Fotografien übersetzen

Ausgangspunkt des filmischen Nachvollzugs sind in „À pas aveugles“ meist trianguläre Gespräche, die als eine Hommage an Claude Lanzmanns Vorgehen in „Shoah“ zu verstehen sind. Wenn der Regisseur Cognet mit den Historikern aus Deutschland, Polen oder Tschechien vor Ort in einen Austausch über die Fotografien tritt, dann ist immer eine Übersetzerin mit dabei. Manchmal verzögert sich dadurch der Dialog oder er überlagert sich, wenn zu schnell gesprochen wird. Es ist eine schöne Geste, die Fremdheit in der Sprache des Anderen zu erhalten, auch wenn die Gesprächssituation natürlich eine ganz andere ist als in Lanzmanns monumentalem Film. Hier trifft ein Regisseur mit seinem Team auf Wissenschaftler, die anfänglich irritiert wirken, was sie denn von den Künstlern über Geschichte lernen sollen. Doch Cognet zeigt im Hantieren mit den alten Fotoapparaten und der Rekonstruktion der Körperhaltung bei der Aufnahme, dass es ein künstlerisches Wissen gibt, das nicht mit dem der Historiker identisch ist, sondern im Dialog mit ihm neue Erkenntnisse schaffen kann.

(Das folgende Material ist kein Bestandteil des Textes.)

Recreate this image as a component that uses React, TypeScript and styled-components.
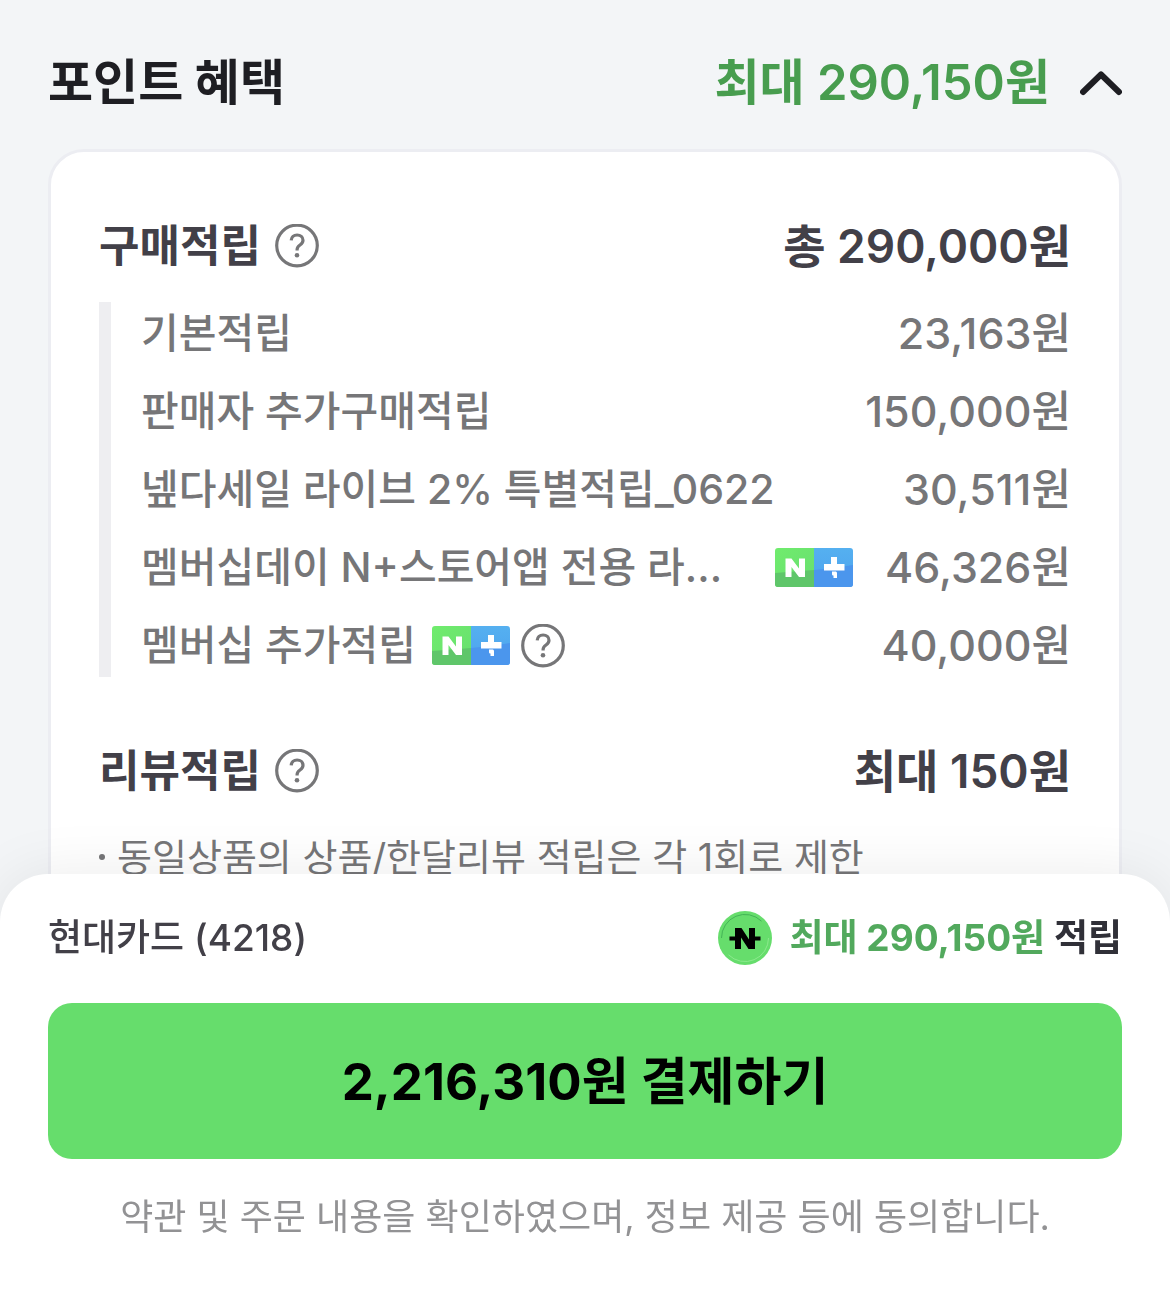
import React, { useId, useState } from 'react';
import styled, { createGlobalStyle } from 'styled-components';

const GlobalStyle = createGlobalStyle`
  *, *::before, *::after { box-sizing: border-box; }
  body {
    margin: 0;
    background: #f3f5f7;
    font-family: Inter, 'Noto Sans CJK KR', sans-serif;
  }
  button {
    margin: 0;
    padding: 0;
    border: 0;
    background: none;
    color: inherit;
    font: inherit;
    cursor: pointer;
  }
`;

const Page = styled.main`
  min-height: 100vh;
  padding: 50px 48px 0;
  overflow: hidden;
`;

const BenefitHeader = styled.header`
  display: flex;
  align-items: center;
  justify-content: space-between;
  height: 66px;
`;

const Title = styled.h1`
  margin: 0;
  color: #1e1e23;
  font-size: 49px;
  font-weight: 700;
  line-height: 66px;
`;

const Toggle = styled.button<{ $open: boolean }>`
  display: flex;
  align-items: center;
  gap: 30px;
  color: #489d4f;
  font-size: 49px;
  font-weight: 600;
  line-height: 66px;

  svg {
    display: block;
    transform: rotate(${({ $open }) => ($open ? 0 : 180)}deg);
  }
`;

const Card = styled.section`
  margin-top: 33px;
  padding: 64px 48px 80px;
  border: 3px solid #ecedf2;
  border-radius: 36px;
  background: #fff;
`;

const Group = styled.section`
  & + & {
    margin-top: 64px;
  }
`;

const GroupHead = styled.div`
  display: flex;
  align-items: center;
  justify-content: space-between;
  height: 60px;
  margin-bottom: 26px;
  color: #424048;
  font-size: 46px;
  font-weight: 600;
  line-height: 60px;
`;

const GroupTitle = styled.div`
  display: flex;
  align-items: center;
  gap: 14px;
`;

const GroupName = styled.h2`
  margin: 0;
  font-size: 44px;
  font-weight: 700;
  line-height: 60px;
`;

const Rows = styled.ul`
  display: grid;
  gap: 15px;
  margin: 0;
  padding: 0 0 0 30px;
  border-left: 12px solid #eeeef1;
  list-style: none;
`;

const Row = styled.li`
  display: flex;
  align-items: center;
  gap: 32px;
  height: 63px;
  color: #767678;
  font-weight: 500;
  line-height: 63px;
`;

const RowLabel = styled.div`
  display: flex;
  flex: 1;
  align-items: center;
  gap: 11px;
  min-width: 0;
  font-size: 41px;
`;

const LabelText = styled.span<{ $fill?: boolean }>`
  flex: ${({ $fill }) => ($fill ? '1 1 0' : '0 1 auto')};
  padding-right: 5px;
  overflow: hidden;
  white-space: nowrap;
`;

const Amount = styled.span`
  font-size: 43px;
  white-space: nowrap;
`;

const Notes = styled.ul`
  margin: 0;
  padding: 0;
  color: #767678;
  font-size: 38px;
  line-height: 60px;
  list-style: none;
`;

const Note = styled.li`
  display: flex;
  align-items: center;
  gap: 12px;

  &::before {
    width: 6px;
    height: 6px;
    border-radius: 50%;
    background: currentColor;
    content: '';
  }
`;

const Help = styled.button`
  display: block;
  flex: none;
  width: 44px;
  height: 44px;

  svg {
    display: block;
  }
`;

const Badge = styled.svg`
  flex: none;
`;

const Sheet = styled.footer`
  position: fixed;
  right: 0;
  bottom: 0;
  left: 0;
  padding: 36px 48px 63px;
  border-radius: 48px 48px 0 0;
  background: #fff;
  box-shadow: 0 0 60px rgba(0, 0, 0, 0.08);
`;

const Summary = styled.div`
  display: flex;
  align-items: center;
  justify-content: space-between;
  height: 56px;
  color: #424048;
  font-size: 37px;
  font-weight: 500;
  line-height: 56px;
`;

const Reward = styled.div`
  display: flex;
  align-items: center;
  gap: 18px;
  color: #303038;
  font-weight: 700;

  svg {
    display: block;
  }
`;

const RewardAmount = styled.strong`
  color: #52a95d;
  font-weight: 700;
`;

const PayButton = styled.button`
  display: block;
  width: 100%;
  height: 156px;
  margin-top: 37px;
  padding-bottom: 6px;
  border-radius: 24px;
  background: #66dd6c;
  color: #000;
  font-size: 51px;
  font-weight: 700;
`;

const Terms = styled.p`
  margin: 32px 0 0;
  color: #929294;
  font-size: 36px;
  line-height: 52px;
  text-align: center;
`;

function HelpButton({ label }: { label: string }) {
  return (
    <Help type="button" aria-label={label}>
      <svg width="44" height="44" viewBox="0 0 44 44" fill="none" aria-hidden="true">
        <circle cx="22" cy="21.5" r="20.3" stroke="#767678" strokeWidth="3.2" />
        <path
          d="M16.2 16.3c.2-3.3 2.6-5.3 5.9-5.3 3.4 0 5.9 2.1 5.9 5.2 0 2.3-1.2 3.6-3 4.8-2 1.3-2.9 2.4-2.9 4.5v.9"
          stroke="#767678"
          strokeWidth="3.2"
        />
        <circle cx="22" cy="31.2" r="2.3" fill="#767678" />
      </svg>
    </Help>
  );
}

function PlusBadge() {
  const id = useId();
  return (
    <Badge width="78" height="39" viewBox="0 0 78 39" role="img" aria-label="네이버플러스">
      <defs>
        <clipPath id={`${id}c`}>
          <rect width="78" height="39" rx="3" />
        </clipPath>
        <linearGradient id={`${id}g`} x1="0" y1="0" x2="1" y2="1">
          <stop offset="0" stopColor="#70ec6d" />
          <stop offset="1" stopColor="#68de70" />
        </linearGradient>
        <linearGradient id={`${id}b`} x1="0" y1="0" x2="0" y2="1">
          <stop offset="0" stopColor="#55b0f0" />
          <stop offset="1" stopColor="#4da2ee" />
        </linearGradient>
      </defs>
      <g clipPath={`url(#${id}c)`}>
        <rect width="39" height="39" fill={`url(#${id}g)`} />
        <rect x="39" width="39" height="39" fill={`url(#${id}b)`} />
        <path d="M0 25C13 24 26 23 39 22V39H0Z" fill="#5fc66a" />
        <path d="M39 22C52 21 65 19 78 17V39H39Z" fill="#4b96ed" />
        <path d="M10.5 10.5h6l7.500 10v-10h6v18.500h-6l-7.500-10v10h-6Z" fill="#fff" />
        <path d="M56 9h6v7h7.500v6.500H49V16h7Z" fill="#fff" />
        <path d="M57 23.500h3c1.500 0 2 .5 2 2V30h-3.500v-2.500c-1 0-1.500-.5-1.500-1.500Z" fill="#fff" />
      </g>
    </Badge>
  );
}

function CoinIcon() {
  return (
    <svg width="54" height="54" viewBox="0 0 54 54" fill="none" aria-hidden="true">
      <circle cx="27" cy="27" r="27" fill="#66dd6c" />
      <path d="M3.5 27a23.5 23.5 0 0 1 40-16.8" stroke="#43b456" strokeWidth="1" />
      <path d="M50.5 27a23.5 23.5 0 0 1-40 16.8" stroke="#8bea8d" strokeWidth="1" />
      <path
        d="M17 17h6.500l7.500 11.500V17h6v8.500h5.500v4H37V38h-6.500L23 26.500V38h-6v-8.500h-5.500v-4H17Z"
        fill="#000"
      />
    </svg>
  );
}

interface Saving {
  label: string;
  amount: string;
  plus?: boolean;
  fill?: boolean;
  help?: boolean;
}

const savings: Saving[] = [
  { label: '기본적립', amount: '23,163원' },
  { label: '판매자 추가구매적립', amount: '150,000원' },
  { label: '넾다세일 라이브 2% 특별적립_0622', amount: '30,511원' },
  { label: '멤버십데이 N+스토어앱 전용 라...', amount: '46,326원', plus: true, fill: true },
  { label: '멤버십 추가적립', amount: '40,000원', plus: true, help: true },
];

export default function App() {
  const [open, setOpen] = useState(true);

  return (
    <>
      <GlobalStyle />
      <Page>
        <BenefitHeader>
          <Title>포인트 혜택</Title>
          <Toggle type="button" $open={open} aria-expanded={open} onClick={() => setOpen(!open)}>
            최대 290,150원
            <svg width="42" height="26" viewBox="0 0 42 26" fill="none" aria-hidden="true">
              <path
                d="M3 22 21 4.5 39 22"
                stroke="#1e1e23"
                strokeWidth="6"
                strokeLinecap="round"
                strokeLinejoin="round"
              />
            </svg>
          </Toggle>
        </BenefitHeader>

        {open && (
          <Card>
            <Group>
              <GroupHead>
                <GroupTitle>
                  <GroupName>구매적립</GroupName>
                  <HelpButton label="구매적립 안내" />
                </GroupTitle>
                <span>총 290,000원</span>
              </GroupHead>
              <Rows>
                {savings.map((item) => (
                  <Row key={item.label}>
                    <RowLabel>
                      <LabelText $fill={item.fill}>{item.label}</LabelText>
                      {item.plus && <PlusBadge />}
                      {item.help && <HelpButton label={`${item.label} 안내`} />}
                    </RowLabel>
                    <Amount>{item.amount}</Amount>
                  </Row>
                ))}
              </Rows>
            </Group>

            <Group>
              <GroupHead>
                <GroupTitle>
                  <GroupName>리뷰적립</GroupName>
                  <HelpButton label="리뷰적립 안내" />
                </GroupTitle>
                <span>최대 150원</span>
              </GroupHead>
              <Notes>
                <Note>동일상품의 상품/한달리뷰 적립은 각 1회로 제한</Note>
              </Notes>
            </Group>
          </Card>
        )}
      </Page>

      <Sheet>
        <Summary>
          <span>현대카드 (4218)</span>
          <Reward>
            <CoinIcon />
            <span>
              <RewardAmount>최대 290,150원</RewardAmount> 적립
            </span>
          </Reward>
        </Summary>
        <PayButton type="button">2,216,310원 결제하기</PayButton>
        <Terms>약관 및 주문 내용을 확인하였으며, 정보 제공 등에 동의합니다.</Terms>
      </Sheet>
    </>
  );
}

Auch die Brennweite und der Einfallswinkel des Lichts, die Bewegungsunschärfe und die Perspektive erzählen eine eigene, bislang ungehörte Geschichte. Oft haben die Fotografen ihre Bilder mehr mit ihrem Körper aufgenommen als mit ihren Augen, da sie den Apparat versteckt halten mussten, nicht durchs Visier schauen konnten. In der Unmöglichkeit zu fokussieren, gingen sie im Moment des Auslösens blinden Schrittes.

Der Ort und das Bild

Sehen und Wissen seien nicht zu trennen, erklärte Lanzmann 1985 in einem Gespräch mit den „Cahiers du Cinéma“. Nach Auschwitz zu fahren, ohne etwas über die Geschichte des Lagers zu wissen, macht ein Verstehen genauso unmöglich wie ein historisches Studium ohne die Begegnung mit dem Ort des Geschehens. Daher sei „Shoah“ ein erdnaher Film geworden, so Lanzmann, der eines Topografen oder Geografen von bis zur Unkenntlichkeit entstellten Orten. Entscheidend sei das Wort und die Stimme der Überlebenden, manchmal auch der Täter und Zuschauer, wenn sie in Beziehung zu der Landschaft treten. In „À pas aveugles“ sind Verlautbarungen zu den Bildern als Kommentare auf Schwarzbild in den Film eingewoben, den sie immer wieder lautlos punktieren. Die Schrift wird zur Spur des Gesprochenen. Während Lanzmann seinen Film zunächst nur „Der Ort und das Wort“ genannt hat und auf die Verwendung von Archivmaterial grundsätzlich verzichtete, greift Christoph Cognet seine Methode durchaus auf, auch wenn nun die Fotografien der Inhaftierten an die Stelle des lebendigen Zeugnisses treten.

Diese Aufnahmen sind gerade keine „Bilder ohne Vorstellungsvermögen“, wie Lanzmann in Bezug auf andere Archivaufnahmen sagte. Sie können ihre Kraft entfalten, wenn sie an den Ort des Geschehens zurückkehren und in eine wortlose Konstellation zu ihm eintreten, die in der Sprache des Films vernehmbar wird. Ihre Präsenz in Gegenwart von Vogelgesang, Blättern im Wind und Schritten im Kiesbett, von entferntem Fluglärm oder dem sanften Rauschen des Regens schafft eine schmerzhafte Gleichzeitigkeit.

Die Ökologien des Alltags, die uns im Leben halten, trösten und stabilisieren, treffen auf die Gewalt von Menschen, die anderen systematisch den Tod gebracht haben. Die langen Schatten der Sommersonne auf den Bildern vor dem Krematorium V begreifen wir auf einmal nicht mehr als ferne historische Katastrophe, sondern als grausamen Teil einer andauernden Wirklichkeit.